11.6 VPA Modes: Off, Initial, Auto

Alright, let’s talk about VPA modes. This is where you decide just how much authority you’re willing to hand over to this particular robot butler. You’ve installed VPA, you’ve defined a VerticalPodAutoscaler resource, and now you have to choose its updateMode. You’ve got three options: Off, Initial, and Auto. Picking the right one is the difference between getting helpful advice and handing your cluster the keys to the kingdom with a blindfold on.

The Three Modes: A Spectrum of Trust

Think of these modes on a spectrum of how much operational risk you’re comfortable with. Off is safe, Auto is… bold, and Initial is the sensible middle ground that most teams should probably start with.

Off Mode: Recommendations Only This is the safe, read-only mode. The VPA recommender does its job brilliantly: it analyzes the actual resource usage of your pods, looks at its magic memory ball, and calculates perfect resource requests and limits for you. And then it… does absolutely nothing with that information. It just writes the recommendation into the VPA object’s status for you to look at.

You use this when you want the brilliant advice but aren’t ready for automation. It’s like having a brilliant financial advisor who sends you a detailed plan, but you still have to log into your bank website yourself to actually buy the stocks. It’s perfect for:

Initial evaluation of VPA’s recommendations before letting it make changes.
Production environments where any unscheduled pod restart is a non-starter.
Just getting a baseline of what your resources should be.

You’ll see the recommendations in the status. Here’s what you’d look for:

kubectl describe vpa/my-app-vpa

…and you’d scroll down to see something glorious like:

Status:
  Recommendation:
    Container Recommendations:
      Container Name:  my-app
      Lower Bound:
        Cpu:     25m
        Memory:  262144k
      Target:
        Cpu:     25m
        Memory:  262144k
      Uncapped Target:
        Cpu:     15m
        Memory:  262144k
      Upper Bound:
        Cpu:     250m
        Memory:  262144k

Initial Mode: Apply Once, Then Hands Off This is the “train with wheels” mode. When you first create the VPA object or when you change the Pod template spec in your deployment (e.g., you update the container image), the VPA will swoop in at that moment and inject its recommended resources into the new pods. It only acts during the initial creation/update.

This is fantastic because it automates the resource setting without causing any surprise restarts. The pod gets the right resources from the get-go, and then it runs until its next scheduled update (e.g., a new image version). It’s the best of both worlds: automated correctness without the unpredictability. This should be the default starting point for most teams dipping their toes into VPA.

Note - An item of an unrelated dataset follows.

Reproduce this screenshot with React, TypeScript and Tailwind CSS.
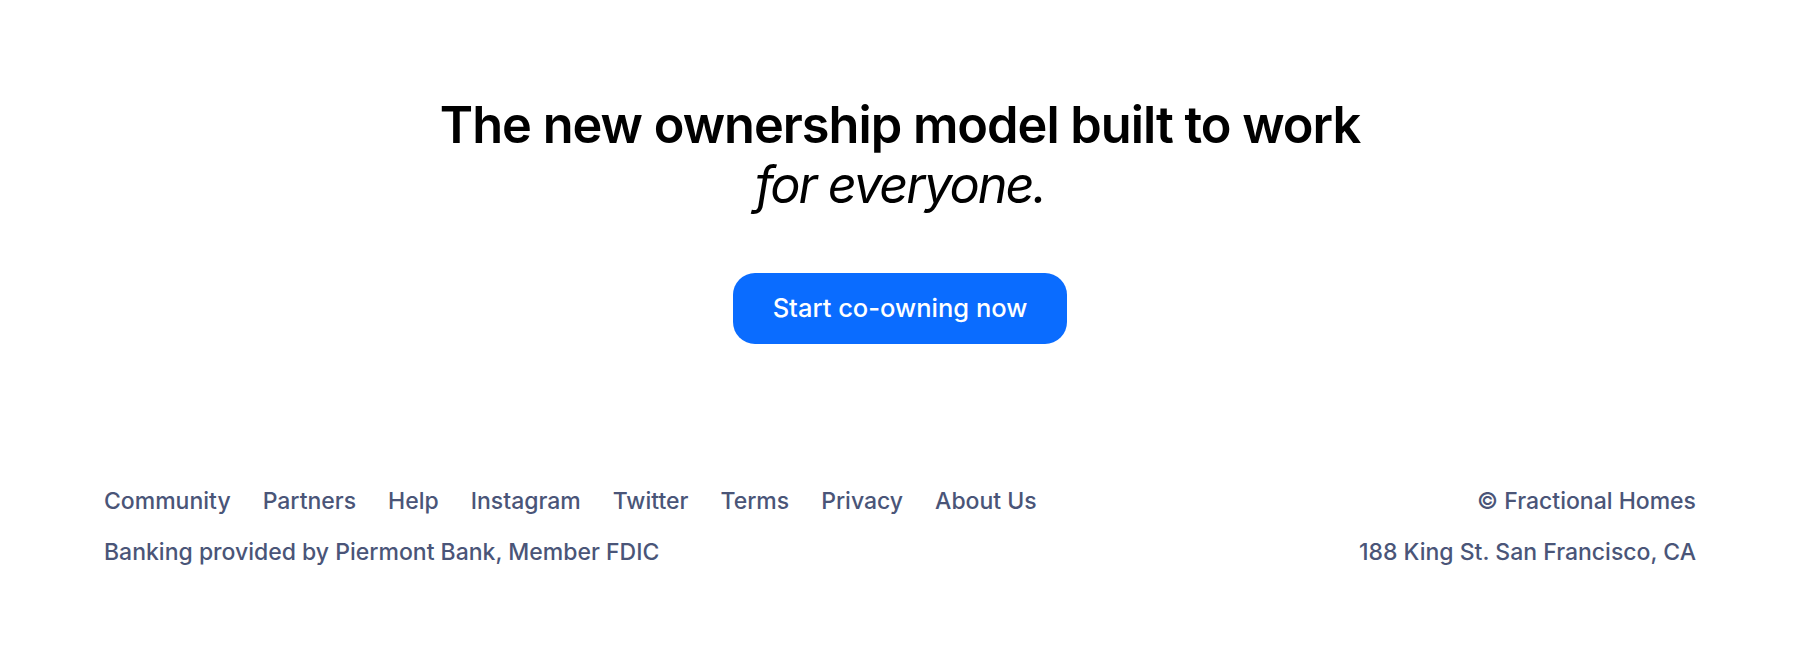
const links = ["Community", "Partners", "Help", "Instagram", "Twitter", "Terms", "Privacy", "About Us"];

export default function App() {
  return (
    <div className="min-h-[670px] bg-white font-['Inter',sans-serif]">
      <section className="flex flex-col items-center pt-[95px]">
        <h2 className="text-center text-[50.5px] leading-[60px] text-black">
          <span className="block font-semibold tracking-[-0.02em]">The new ownership model built to work</span>
          <span className="block font-normal italic tracking-[-0.04em]">for everyone.</span>
        </h2>
        <a
          href="#"
          className="mt-[58px] flex h-[71px] items-center rounded-[22px] bg-[#0a6cff] px-10 text-[25.5px] font-medium text-white"
        >
          Start co-owning now
        </a>
      </section>
      <footer className="mt-[143px] px-[104px] text-[23px] font-medium leading-7 text-[#4a5578]">
        <div className="flex justify-between">
          <nav className="flex gap-8">
            {links.map((l) => (
              <a key={l} href="#">
                {l}
              </a>
            ))}
          </nav>
          <span>© Fractional Homes</span>
        </div>
        <div className="mt-[23px] flex justify-between">
          <span>Banking provided by Piermont Bank, Member FDIC</span>
          <span>188 King St. San Francisco, CA</span>
        </div>
      </footer>
    </div>
  );
}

Auto Mode: Full Autopilot (Brace Yourself) This is it. The big one. With Auto mode, VPA doesn’t just advise and it doesn’t just act on creation. It continuously monitors your pods. If it decides the resources need to be updated—because usage has trended up or down for a while—it will evict your running pod so the replacement can be created with the new resources.

Yes, you read that right. It will kill your perfectly healthy pod to change its CPU request. This is the part that feels absurd, but it’s a necessary evil because you can’t change the resource requests of a running pod in Kubernetes; it’s a immutable part of the spec. So the only way to “update” it is to destroy and recreate.

This is incredibly powerful and incredibly dangerous. The danger isn’t technical—VPA is usually right—but operational. An unexpected pod restart in production might be fine for a stateless web service, but it could be disastrous for a pod in the middle of a long-running batch job or holding critical state. You absolutely must use Auto mode with:

Pod Disruption Budgets (PDBs): To prevent VPA from evicting too many pods at once and taking your service down.
Extreme Care: Only use it on workloads where occasional, unscheduled restarts are acceptable.

Why You Might Think You Want Auto, But Actually Want Initial

The siren song of “full automation” is strong. But ask yourself this: how often are your resource requirements changing dramatically without a corresponding change to the application code itself? If you’re deploying new code frequently, Initial mode already ensures every new deploy gets the right resources. The continuous adjustment of Auto is often overkill for standard web services and introduces a real, albeit small, risk of a restart at an inopportune time. Use Auto for workloads with highly variable, unpredictable usage patterns that aren’t tied to deploys. For almost everything else, Initial is your wise, cautious friend.